From New York to London to Milan and finally Paris, designers showcased all things bright and beautiful with updated styles, silhouettes and interesting fabrications. Paris ended the Spring/summer 2018 show on a high note as shows exhibited fresh colour twists and design details.
Opaque’s and sheers were seen across all shows and became a key theme for Paris Fashion Week (PFW) as variations of sheers were displayed with polka-dot patterning, lettering and ruffles. These floor length garments once dressed over full looks progressed into more underdressed ensembles with only intimates and bodysuits below.
Spring/summer provided abstract silhouettes overall and Paris concluded that the deformed silhouette will most definitely be a key theme for the season as structured layering creates a more masculine look and feel, giving femininity a power boost.
Deep primaries such as red, cobalt, forest green with hues of yellow being the synonym for summer wardrobes. The electrifying cobalt blue demanded attention as designers such as Emanuel Ungaro set up an entire atmosphere of blue tube lights, emphasizing the cobalt movement.
In contrast to these powerful tones, PFW also displayed soft tones such as candy floss pink in soft ruffled silhouettes, as seen by Dries Van Noten and Giambattista Valli, while Redemption showcased muted skin tones in delicate materials – the epitome of modest femininity. In conjunction to the neutral colour palettes, ecru also played a part, yet with boxy, more structured silhouettes as Loewe sent an ecru contrast lapel look down the catwalk.

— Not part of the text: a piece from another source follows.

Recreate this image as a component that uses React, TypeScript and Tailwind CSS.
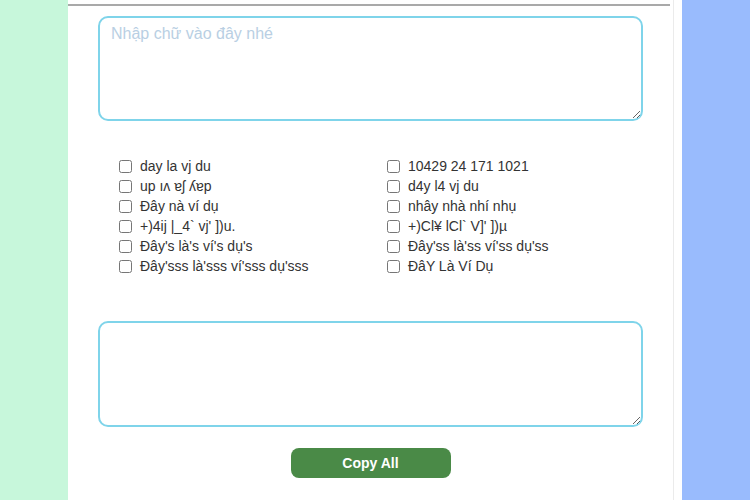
import React from "react";

const left = [
  "day la vj du",
  "up ıʌ ɐʃ ʎɐp",
  "Đây nà ví dụ",
  "+)4ij |_4` vj' ])u.",
  "Đây's là's ví's dụ's",
  "Đây'sss là'sss ví'sss dụ'sss",
];
const right = [
  "10429 24 171 1021",
  "d4y l4 vj du",
  "nhây nhà nhí nhụ",
  "+)Cl¥ lCl` V]' ])µ",
  "Đây'ss là'ss ví'ss dụ'ss",
  "ĐâY Là Ví Dụ",
];

function Item({ label }: { label: string }) {
  return (
    <label className="flex items-center h-[20px]">
      <input type="checkbox" className="m-0 w-[13px] h-[13px] mr-[8px]" />
      <span className="text-[14px] text-[#333333]">{label}</span>
    </label>
  );
}

export default function App() {
  return (
    <div
      className="flex w-[750px] h-[500px] overflow-hidden"
      style={{ fontFamily: '"Liberation Sans", Arial, sans-serif' }}
    >
      <div className="w-[68px] shrink-0 bg-[#c7f7db]" />
      <div className="w-[614px] shrink-0 bg-white">
        <div className="w-[606px] h-full border-r border-[#ebebeb] pt-[4px]">
          <div className="w-[602px] h-[2px] bg-[#a9a9a9]" />
          <div className="ml-[30px] w-[545px] mt-[10px]">
            <textarea
              placeholder="Nhập chữ vào đây nhé"
              className="block w-[545px] h-[105px] rounded-[10px] border-2 border-[#7fd4ea] px-[11px] pt-[4px] pb-[7px] text-[16px] text-[#333] placeholder:text-[#b9cfe3] outline-none"
            />
          </div>
          <div className="ml-[51px] mt-[35px] grid grid-cols-[268px_268px]">
            <div className="flex flex-col">
              {left.map((l) => (
                <Item key={l} label={l} />
              ))}
            </div>
            <div className="flex flex-col">
              {right.map((l) => (
                <Item key={l} label={l} />
              ))}
            </div>
          </div>
          <div className="ml-[30px] w-[545px] mt-[45px]">
            <textarea className="block w-[545px] h-[106px] rounded-[10px] border-2 border-[#7fd4ea] px-[11px] py-[7px] text-[16px] outline-none" />
            <div className="flex justify-center mt-[21px]">
              <button className="w-[160px] h-[30px] rounded-[8px] bg-[#4a8a47] text-white font-bold text-[14px]">
                Copy All
              </button>
            </div>
          </div>
        </div>
      </div>
      <div className="flex-1 bg-[#99bbfd]" />
    </div>
  );
}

Prints and patterns are always an exciting aspect for fashion week as we wait in anticipation to view designer’s eclectic or understated graphics. Paris proved that slogans and typography are still relevant and has moved onto larger lettering and all-over prints as seen by Balenciaga and Each X Other.
Slogans & Typography
Stripes remained a consistency across all shows for the Spring/summer ’18 season with mixtures and combinations of thick, thin, verticals and horizontal placements with recurring patterns seen amongst outerwear and in coordinated fashions.
The reinterpretation of mosaics was found applied amongst a variation of styles for the season as PFW exhibited physical mirror pieces attached to blazers, as seen by Mugler and Maison Margiela, while designers such as Issey Miyake went for a patterned print fabrication in contrast hues of rusts and turquoise and in turn, creating dimension to the garment.
Metallics have been persistent across New York, London, Milan and Paris Fashion Weeks with differentiations in volume of presence. Paris approached a moderate metallic aesthetic as looks comprised of a mixture between metallics and non-metallics with the exception of a statement outerwear pieces as exemplified by Alexis Mabille.
The city of love provided many romanticized pieces with ruched details more specifically fabricated at the waist for a fitted, textural look and feel, often complimented by dainty florals and soft textile compositions. Isabel Marant makes use of the ruched waist detail and an off-shoulder puff sleeve in combination to the dark floral print.
The puff became a running theme on this year’s catwalk as the oversized, voluminous sleeve came in many different forms – some more subtle than others – with the overall dimension of the sleeve complimenting the holistic look and feel of the garment.
Twists progress into Paris for Spring/summer 2018 with the reintroduction of fringing and tassels as designers such as Chanel and Altuzarra showcased short fringing while other designers opted for longer length and silky textures. Nina Ricci pitched a softer fringing statement as feather fringing wafted down the runway as throwback glam detail. While for some the feathers became a foundation for the garment, others went for an accessorized approach.
Fringing & Tassels
With the momentum of metallics, sequins have piggy-backed onto this fabric statement as the glitzy look is seen in full length gowns, as shown by Valentino, to coordinated suit sets by Redemption and cocktail party dresses by Paco Rabanne.
While blazers were a key item across all shows, Paris revealed an edgier look and feel as blazers flaunted an accentuated padded shoulder with alterations between pointed, dropped and puffed shoulders in a multitude of sophisticated, subverted minimalist and Victorian inspired styles.
The Edgy Blazer
The shoulder baring trend of Spring/summer ’17 evolves into a single shoulder style focus, explored into asymmetry, frills, slip down style while more structural fabrications such as leather were employed by Each X Other.
The Bare Shoulder
Paris Fashion Week confirms double denim dressing as a key styling element for Spring\summer ’18 with designers such as Chanel and Nehera sporting head-to-toe denim looks with a focus on light wash denim, while Lutz Huelle combines deeper denim tones with authentic denim washes.
We could not have asked for a better Spring/summer season as styles, silhouettes, fabrications and details diversified across shows as each designer executed their own artistic interpretation of influences. The upcoming season may be one of the most exciting seasons yet!